「さくら名所100選」の新潟県燕市・大河津分水の桜土手などをコースにハーフマラソンを含む「燕さくらマラソン大会」が6日、開かれた。この日、新潟の桜の開花宣言があったものの桜土手に花はなかったが、この日は初めて大河津分水にコースを移して開いた2019年以来の好天に恵まれ、過去最多の1,870人がエントリーして春の燕で快走した。
地域別のエントリーは、燕市内476人を含め県内1,560人、県外が北海道から長崎県までの313人。ハーフマラソンの定員を昨年までの800人からことしは1,000人に枠を拡大したため、ハーフマラソンだけで全体の半分近い987人がエントリーした。
ことしも燕出身の燕市PRアンバサダーで五輪3大会出場の元マラソン選手の宇佐美彰朗さん(80)が参加。さらにゲストランナーとして昨年8月に燕市初のスポーツ大使に就任した青学の一員として箱根駅伝で鮮烈な活躍が記憶に残る燕出身でGMOインターネットグループ陸上部の岸本大紀選手(23)が参加し、元オリンピアンと未来のオリンピアンと期待される燕市出身の2人が顔をそろえた。

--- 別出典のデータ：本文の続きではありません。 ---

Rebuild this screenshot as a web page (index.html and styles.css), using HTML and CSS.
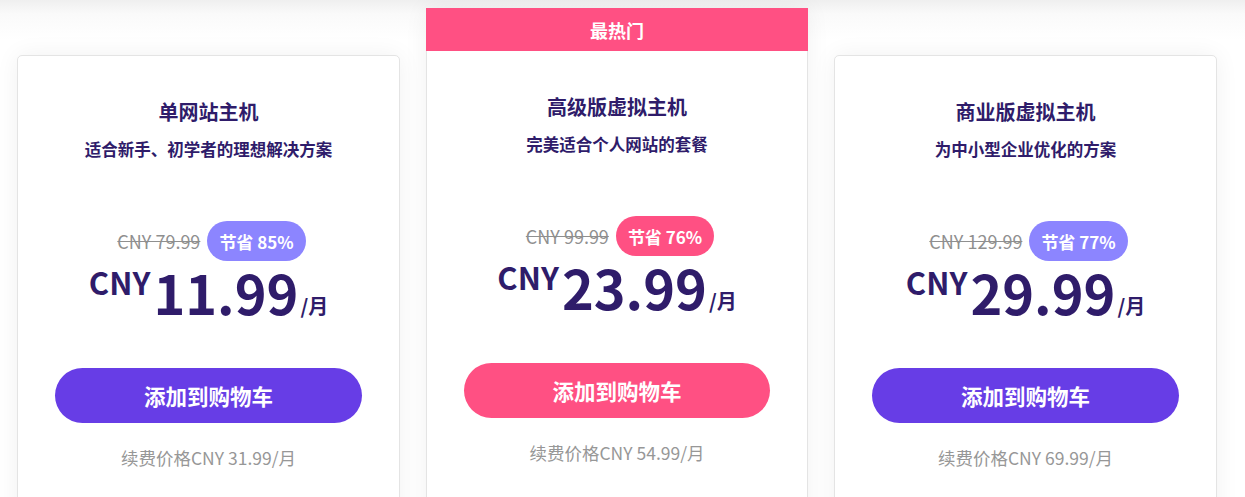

競技はハーフマラソンのほかに10km、3km、2km、ウォーキング5kmがあり、2kmでは親子ペアの種目も行った。鈴木力市長、宇佐美さん、岸本選手はそれぞれスターターも務めた。
岸本選手は10kmで一般ランナーと一緒に走り、2位以下を大きく引き離す30分20秒のタイムでゴールした。
岸本さんは13日に熊本県で開かれる金栗記念選抜陸上中長距離大会の5,000mに出場をする。「来週のレースにむけて調整もそうだし、地元の方々からパワーをもらって頑張ろうかなと思って来た」。
ゲストランナーを務めるのは、ことしに入ってこれが3回目。1km3分くらいで走ろうと思ったが、「案外、コースに上り下りがあって声援に応えてたらちょっと遅くなったけど、まあいい練習だった」と笑顔。「次は日本選手権がまず目標になるので、そこに向けて燕さくらマラソンを走ってしっかりパワーをもらって頑張っていきたい」と話した。
岸本選手の周りを常にファンが取り囲んだ。地元の知り合いも多く、岸本選手は笑顔で一緒に写真に写っていた。
今も陸上の指導を続ける宇佐美さんは、「ここまで市民が絶対的に関心をもたざるを得ないチャンスは、わたしが生まれ育ってるときにはまずなかった。うらやましい」と燕市の取り組みに感心していた。
また、東日本大震災では燕市に多くの人が避難した福島県南相馬市から、ことしもランニングクラブMAXに所属する小学校5年生から中学校1年生までの7人が参加。うち3人が入賞の好成績だった。
ことしは春休み中の開催となったため、燕市に前泊して出場。大会後は燕市産業史料館でものづくりの体験をして帰った。燕市と関係の深い新潟ヤクルトから10人以上がまとまって参加していた。